__WHAT IS REQUIRED__. Could the lines from the start of the data through the line with "import React from" be set down exactly, with no pictures among them?

....

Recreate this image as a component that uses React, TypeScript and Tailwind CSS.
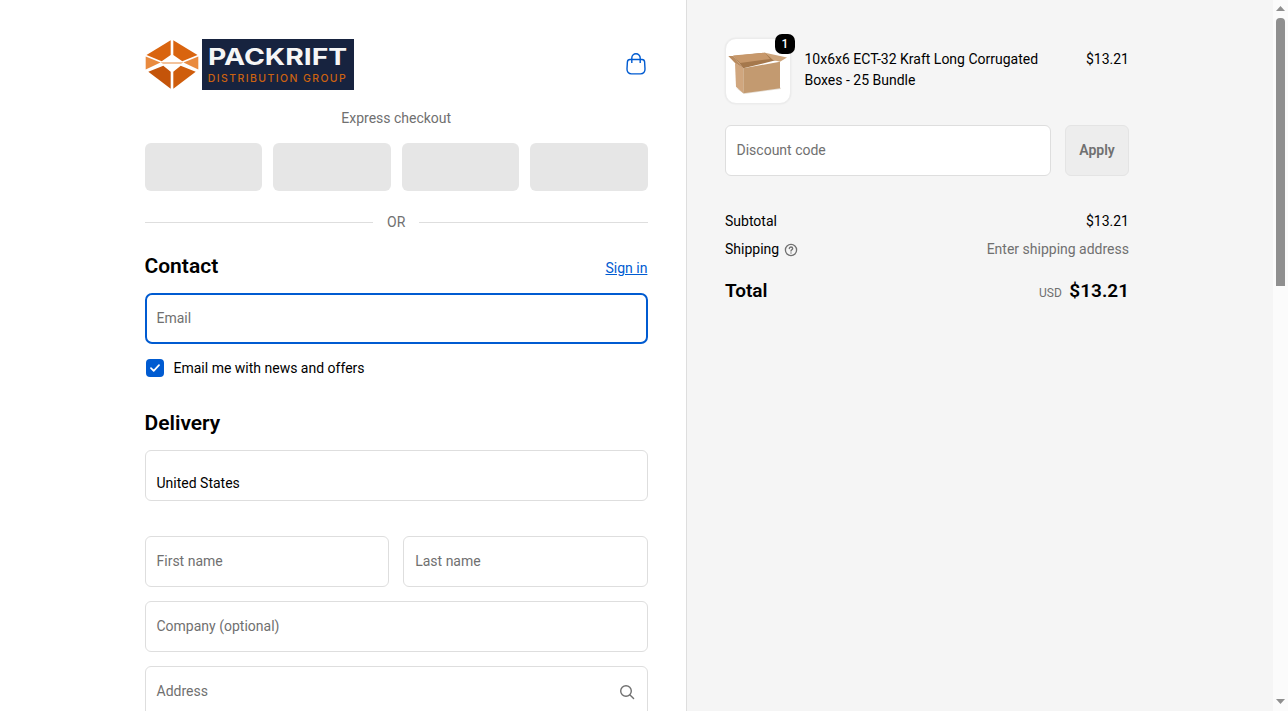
import React from "react";

function Logo() {
  return (
    <div className="flex items-center h-[51px]">
      <svg width="54" height="51" viewBox="0 0 54 51" className="shrink-0">
        <polygon points="25.7,1.2 25.7,16 16.7,22.2 1.5,16" fill="#d9640f" />
        <polygon points="28.3,1.2 28.3,16 37.3,22.2 52.5,16" fill="#d9640f" />
        <polygon points="0.7,17.5 15.5,23.5 0.7,30.5" fill="#e98a3e" />
        <polygon points="53.3,17.5 38.5,23.5 53.3,30.5" fill="#e98a3e" />
        <polygon points="15.5,23.5 38.5,23.5 36,24.6 18,24.6" fill="#e8873a" />
        <polygon points="3.3,32.7 18.3,26.7 25.7,32.7 25.7,49.8" fill="#c4540a" />
        <polygon points="50.7,32.7 35.7,26.7 28.3,32.7 28.3,49.8" fill="#cf5d0c" />
      </svg>
      <div className="ml-[3px] w-[152px] h-[51px] bg-[#17233f] flex flex-col items-center justify-center">
        <div className="text-[#f6f6f6] font-['Inter',sans-serif] font-bold text-[23px] leading-[24px] whitespace-nowrap scale-x-[1.23]">PACKRIFT</div>
        <div className="text-[#cc6210] font-['Inter',sans-serif] font-medium text-[10.5px] leading-[12px] tracking-[1.4px] whitespace-nowrap mt-[4px]">DISTRIBUTION GROUP</div>
      </div>
    </div>
  );
}

function Field({ label, className = "", children }: { label: string; className?: string; children?: React.ReactNode }) {
  return (
    <div className={"h-[51px] border border-[#dedede] rounded-[6px] bg-white flex items-center justify-between pl-[11px] pr-[12px] text-[14px] text-[#707070] " + className}>
      <span>{label}</span>
      {children}
    </div>
  );
}

function BoxImage() {
  return (
    <svg width="64" height="64" viewBox="1 1 64 64">
      <polygon points="11,50 19,56 56,51 55,49 20,54" fill="#e4dcd2" />
      <polygon points="10,25 18.3,30 18.3,55.3 11,48.7" fill="#d0a67e" />
      <polygon points="18.3,30.3 55,23.7 55,50.3 18.3,55.3" fill="#c39a70" />
      <polygon points="8.3,18 40,14.7 51.7,22 18.3,30.3" fill="#a5784c" />
      <polygon points="8,17.5 40,14.7 45,21 15,25" fill="#c7986b" />
      <polygon points="3.3,18 8.3,18 18.3,30.3 10,25" fill="#b98b5f" />
      <polygon points="40,14.7 62,19.5 55,23.7 48,22" fill="#cda57c" />
    </svg>
  );
}

function Scrollbar() {
  return (
    <div className="w-[15px] shrink-0 h-full bg-[#fbfbfb] flex flex-col items-center justify-between pt-[6px] pb-[7px]">
      <div className="flex flex-col items-center w-full">
        <svg width="9" height="5" viewBox="0 0 9 5" fill="#8f8f8f"><polygon points="4.5,0 9,5 0,5" /></svg>
        <div className="w-[9px] h-[268px] mt-[7px] bg-[#8f8f8f] rounded-t-[4px]" />
      </div>
      <svg width="9" height="5" viewBox="0 0 9 5" fill="#8f8f8f"><polygon points="0,0 9,0 4.5,5" /></svg>
    </div>
  );
}

export default function App() {
  return (
    <div className="flex h-screen overflow-hidden font-['Roboto',sans-serif] text-black bg-white">
      <div className="flex flex-1 min-w-0">
      <main className="w-[54%] border-r border-[#dedede] pt-[39px] pl-[144.5px] pr-[38.5px]">
        <div className="flex items-center justify-between">
          <Logo />
          <svg width="22" height="22" viewBox="0 0 22 22" fill="none" stroke="#005bd1" strokeWidth="1.4" className="mt-[-1px] mr-[1px]">
            <path d="M5 6.5h12c1.5 0 2.5 1 2.6 2.4l.4 7c.1 3-1.6 5-4.5 5h-9c-2.9 0-4.6-2-4.5-5l.4-7C2.5 7.5 3.5 6.5 5 6.5z" />
            <path d="M6.8 10V5a4.2 4.2 0 0 1 8.4 0v5" />
          </svg>
        </div>
        <div className="text-center text-[14px] leading-[20px] text-[#707070] mt-[18px]">Express checkout</div>
        <div className="grid grid-cols-4 gap-[10.67px] mt-[15px]">
          <div className="h-[48px] rounded-[6px] bg-[#e6e6e6]" />
          <div className="h-[48px] rounded-[6px] bg-[#e6e6e6]" />
          <div className="h-[48px] rounded-[6px] bg-[#e6e6e6]" />
          <div className="h-[48px] rounded-[6px] bg-[#e6e6e6]" />
        </div>
        <div className="flex items-center gap-[14px] mt-[21px] text-[14px] leading-[20px] text-[#707070]">
          <div className="flex-1 h-px bg-[#dedede]" />
          <span>OR</span>
          <div className="flex-1 h-px bg-[#dedede]" />
        </div>
        <div className="flex items-end justify-between mt-[19px]">
          <h2 className="text-[21px] leading-[30px] font-semibold">Contact</h2>
          <a className="text-[14px] leading-[20px] text-[#005bd1] underline mb-[3px] mr-[0.5px]">Sign in</a>
        </div>
        <div className="h-[51px] mt-[12px] border-2 border-[#005bd1] rounded-[7px] flex items-center pl-[10px] text-[14px] text-[#707070]">Email</div>
        <div className="flex items-center mt-[14px] h-[20px]">
          <div className="w-[18px] h-[18px] ml-px bg-[#005bd1] rounded-[4px] flex items-center justify-center">
            <svg width="10" height="8" viewBox="0 0 10 8" fill="none" stroke="#fff" strokeWidth="1.7" strokeLinecap="round" strokeLinejoin="round">
              <path d="M1 4.2 3.7 6.8 9 1.2" />
            </svg>
          </div>
          <span className="ml-[10px] text-[14px] leading-[20px]">Email me with news and offers</span>
        </div>
        <h2 className="text-[21px] leading-[30px] font-semibold mt-[30px]">Delivery</h2>
        <div className="h-[51px] mt-[12px] border border-[#dedede] rounded-[6px] pl-[11px] pt-[22px] text-[14px] leading-[20px]">United States</div>
        <div className="grid grid-cols-2 gap-[14px] mt-[35px]">
          <Field label="First name" />
          <Field label="Last name" />
        </div>
        <Field label="Company (optional)" className="mt-[14px]" />
        <Field label="Address" className="mt-[14px]">
          <svg width="16" height="16" viewBox="0 0 16 16" fill="none" stroke="#707070" strokeWidth="1.4" strokeLinecap="round">
            <circle cx="7" cy="7" r="5.3" />
            <path d="M11 11l3.6 3.6" />
          </svg>
        </Field>
      </main>
      <aside className="w-[46%] bg-[#f5f5f5] pt-[38px] pl-[37.6px]">
        <div className="w-[404px]">
          <div className="flex">
            <div className="relative w-[66px] h-[66px] bg-white rounded-[11px] border border-[#ececec] shadow-[0_0_2px_rgba(0,0,0,0.08)] flex items-center justify-center shrink-0">
              <BoxImage />
              <div className="absolute top-[-5px] right-[-5px] w-[20px] h-[20px] bg-black text-white rounded-[7px] flex items-center justify-center text-[12px] font-medium">1</div>
            </div>
            <div className="ml-[13.5px] mt-[11px] w-[250px] text-[14px] leading-[21px]">10x6x6 ECT-32 Kraft Long Corrugated Boxes - 25 Bundle</div>
            <div className="ml-auto mt-[11px] text-[14px] leading-[21px]">$13.21</div>
          </div>
          <div className="flex gap-[14px] mt-[21px]">
            <div className="flex-1 h-[51px] bg-white border border-[#dedede] rounded-[6px] flex items-center pl-[10.5px] text-[14px] text-[#707070]">Discount code</div>
            <div className="w-[64px] h-[51px] bg-[#ededed] border border-[#e4e4e4] rounded-[6px] flex items-center justify-center text-[14px] font-semibold text-[#707070]">Apply</div>
          </div>
          <div className="flex justify-between mt-[35px] text-[14px] leading-[20px]">
            <span>Subtotal</span>
            <span>$13.21</span>
          </div>
          <div className="flex justify-between mt-[8px] text-[14px] leading-[20px]">
            <span className="flex items-center">
              Shipping
              <svg width="14" height="14" viewBox="0 0 14 14" fill="none" stroke="#707070" strokeWidth="1.3" strokeLinecap="round" className="ml-[5px] mt-px">
                <circle cx="7" cy="7" r="5.6" />
                <path d="M5.3 5.6c0-1 .8-1.6 1.7-1.6s1.7.6 1.7 1.5c0 1.2-1.7 1.3-1.7 2.5" />
                <path d="M7 10v.1" />
              </svg>
            </span>
            <span className="text-[#707070]">Enter shipping address</span>
          </div>
          <div className="flex justify-between items-center mt-[18px] h-[28px]">
            <span className="text-[19px] font-semibold">Total</span>
            <span className="flex items-center">
              <span className="text-[12px] text-[#707070] mr-[7.5px] mt-[3px]">USD</span>
              <span className="text-[19px] font-semibold">$13.21</span>
            </span>
          </div>
        </div>
      </aside>
      </div>
      <Scrollbar />
    </div>
  );
}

....

__ANSWER TO THIS TASK__.
Recreate this image as a component that uses React, TypeScript and Tailwind CSS.
import React from "react";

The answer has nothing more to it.